En rejoignant le Seuil, Thomas Ragon s'adosse à la tradition de la maison et compte bien faire marcher son département sur les deux jambes de la fiction et de la non-fiction. Si d'autres refontes d'essais en BD sont prévues, comme celle de Comment les riches détruisent la planète d'Hervé Kempf (Seuil, 2007), la création aura la part belle. Le premier album marqué de son sceau : De l'air, de Gabrielle Piquet, « une fiction poétique très graphique ». Deux jambes, dont l'une certainement un peu folle. Méta- polar, dessins borderline, peinture... « Je ne m'interdis rien », précise-t-il.

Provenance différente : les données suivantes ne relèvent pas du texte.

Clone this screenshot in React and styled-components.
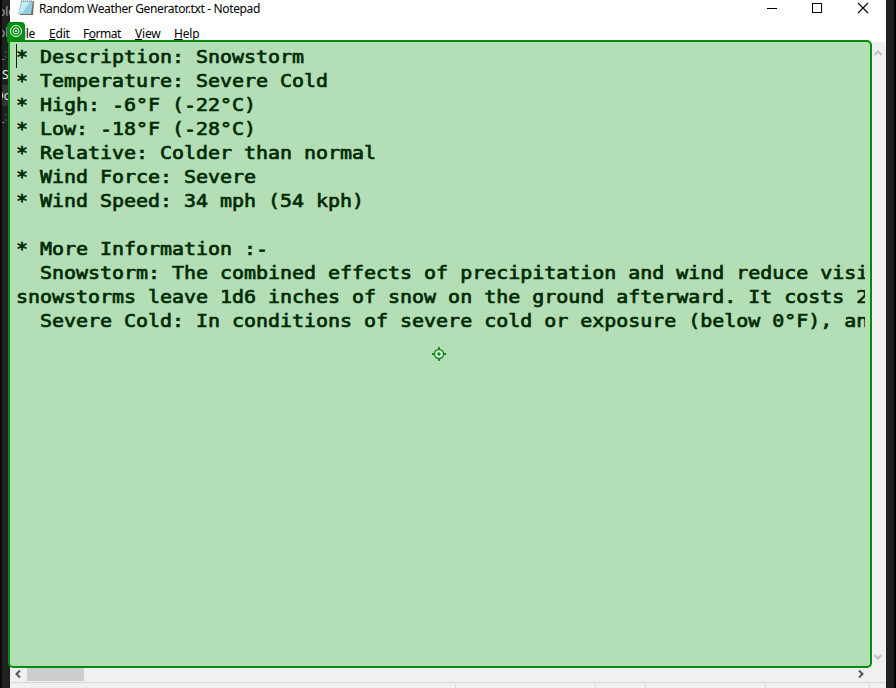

Finalement, il renoue avec l'héritage créatif des illustrateurs liés à l'ancien Seuil jeunesse : Blutch, Nicolas de Crécy, Lewis Trondheim, Mattotti, Taniguchi... « À l'époque où la maison était rue Jacob, et où j'avais postulé pour un stage... » La boucle est bouclée. Pas un cercle fermé, une bulle qui s'envole.